А когда они подросли, бабушка сказал: «Пора». И дала в руки нож: «Ты же единственный в доме мужик». Я обомлел: убить этих доверчивых дружков? Но я же – мужик! Зажал одного из своих питомцев между ног, как наставляла бабушка, и дрожащей рукой давай пилить ему горло – сил, физических и душевных, просто перерезать одним рывком не хватило. Петушок вырвался и с окровавленной шеей, с протестующим истошным криком давай носиться по двору. Бабушка пожалела «мужика» и петушка: поймала подранка и одним ударом топора прекратила всеобщие мучения. Правда, мои страдания ещё продолжались: я долго после этого убийства был в трансе. Но такова сельская жизнь: выращиваешь, заботишься, привыкаешь, чтобы потом… съесть.
А суп-то был вкусным. И я своим добросовестным исполнением обязанностей наседки вполне заслужил нечастое угощение…

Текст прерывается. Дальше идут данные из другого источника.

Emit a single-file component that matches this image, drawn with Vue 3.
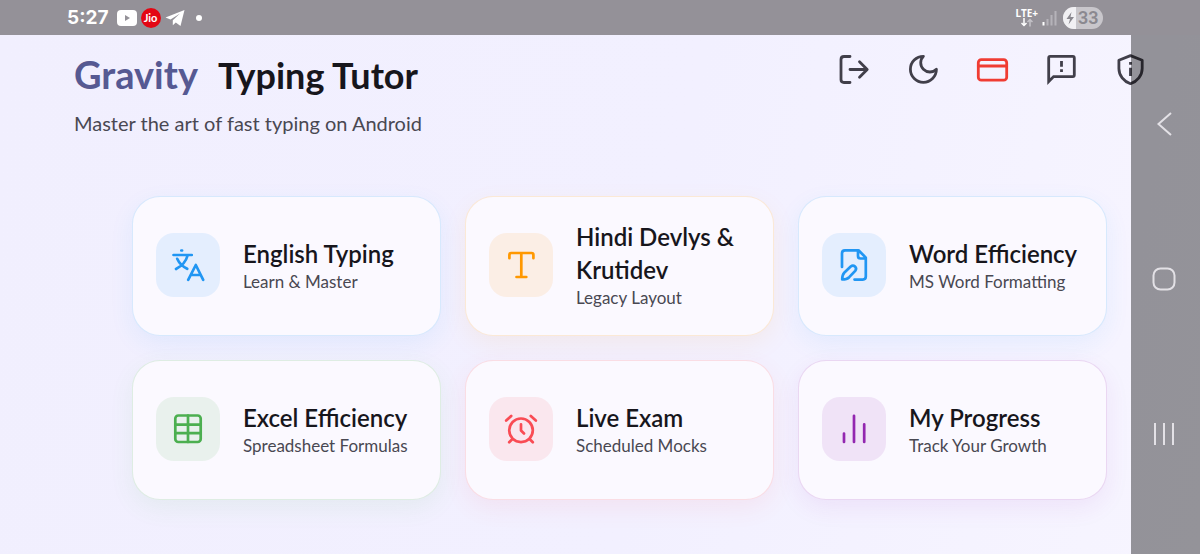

Весной наша корова благополучно разродилась. Оказывается, эта процедура не менее ответственная и сложная, чем человеческие роды! Телёнка Борьку мы не стали отдавать в общее стадо. Во-первых, за него надо было дополнительно платить, а во-вторых, малятка мог отбиться от стада, которое пасли далеко от дома, а в округе шныряли волки. И мы пасли его на соседнем лугу. Там был вбит кол, к нему на длинной верёвке я каждое утро привязывал бычка. Он охотно шёл на зелёную кормёжку. Ещё охотнее вечером возвращался домой – там его ждало молочное пойло. Когда я приближался к нему, он пытался меня радостно лизнуть и нежно… боднуть в бок.

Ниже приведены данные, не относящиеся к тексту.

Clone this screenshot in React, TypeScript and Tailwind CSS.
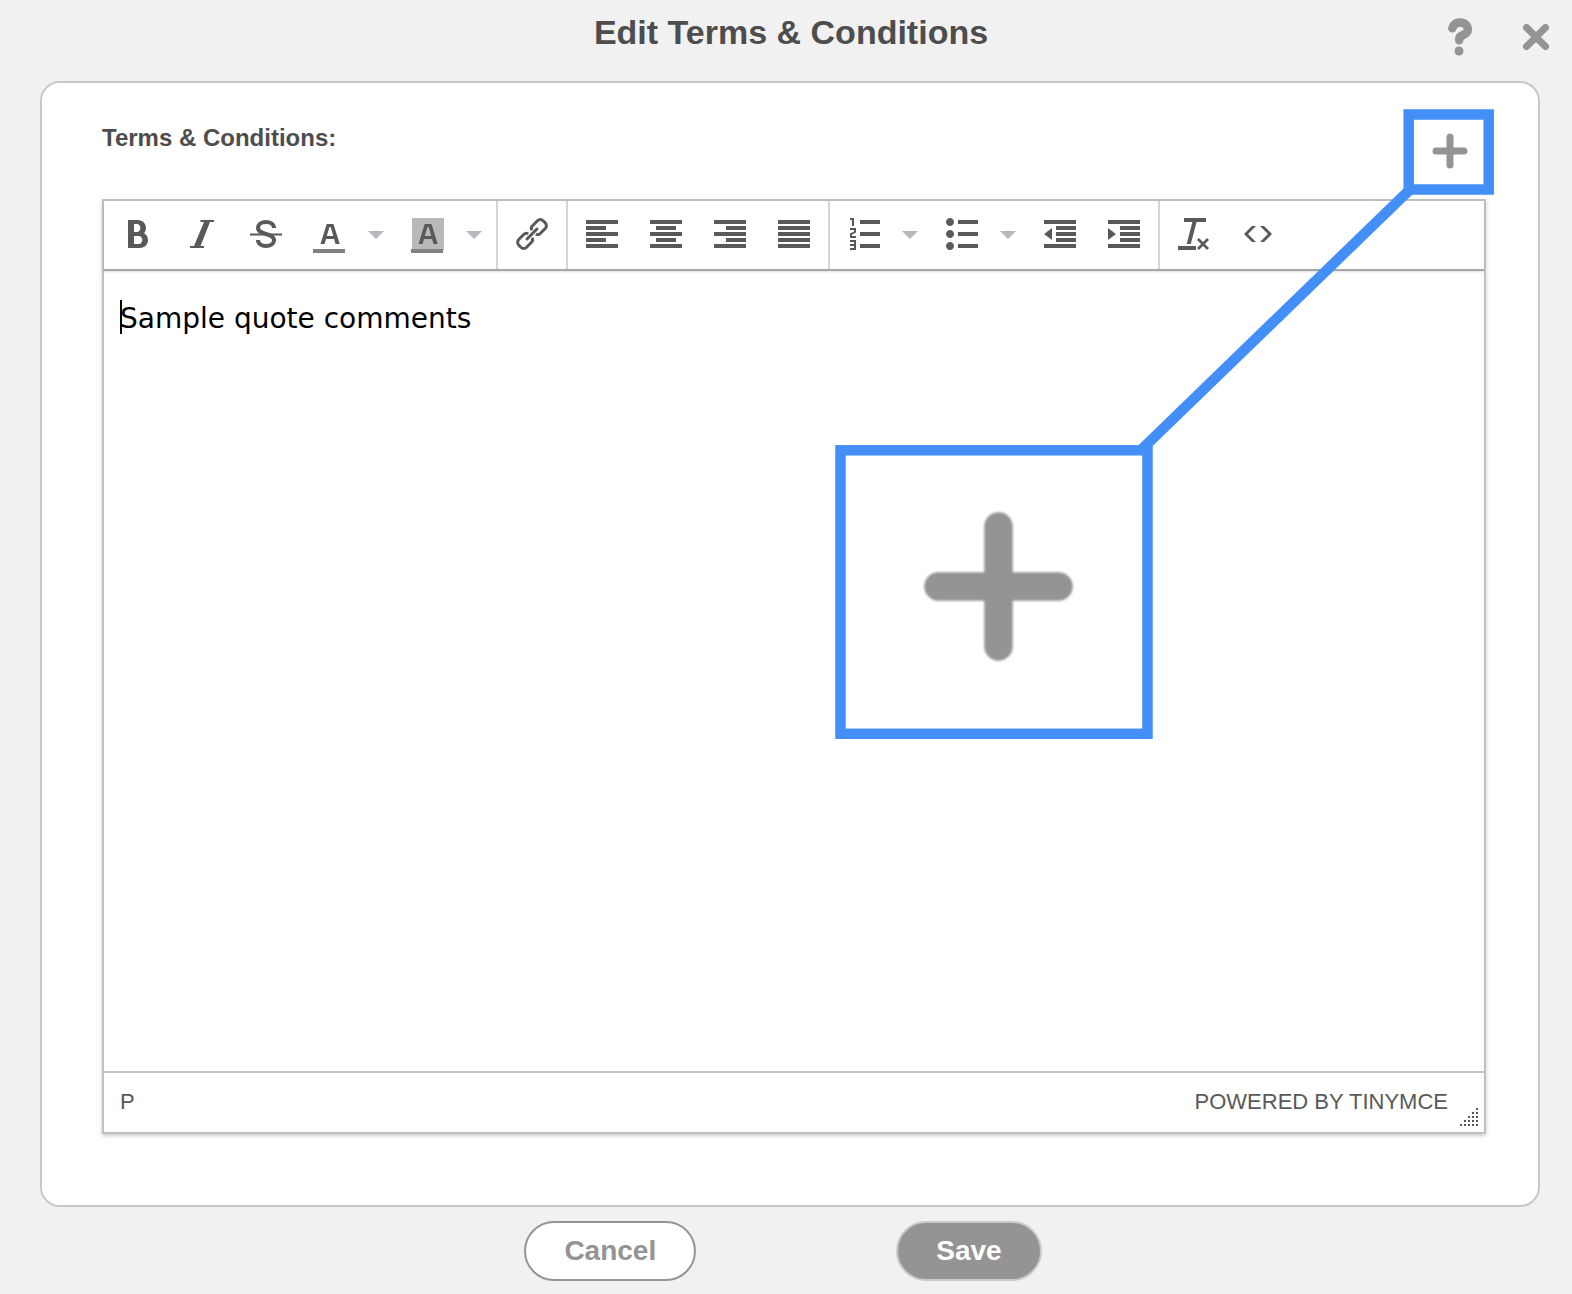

От луга до избы – метров четыреста, мы преодолевали их, как мне кажется, с мировым рекордом бега. Стоило только отвязать от кола верёвку, как Борька чувствовал освобождение и, задрав хвост, тащил меня со скоростью курьерского поезда. Я, пушинка-худышка, не мог осадить его и лишь изо всех сил цеплялся за верёвку, и едва успевал, нет не бежать, а буквально планировать, лишь отталкиваясь вверх от земли, чтобы не упасть и чтобы он на радостях не протащил меня по земле. Однажды бычок был особенно радостно-взвинченным, рванул из моих рук верёвку раньше, чем я успел её как следует накрутить на руку, и с нагловато-довольной мордой встречал меня уже во дворе, попивая ужин из ведра.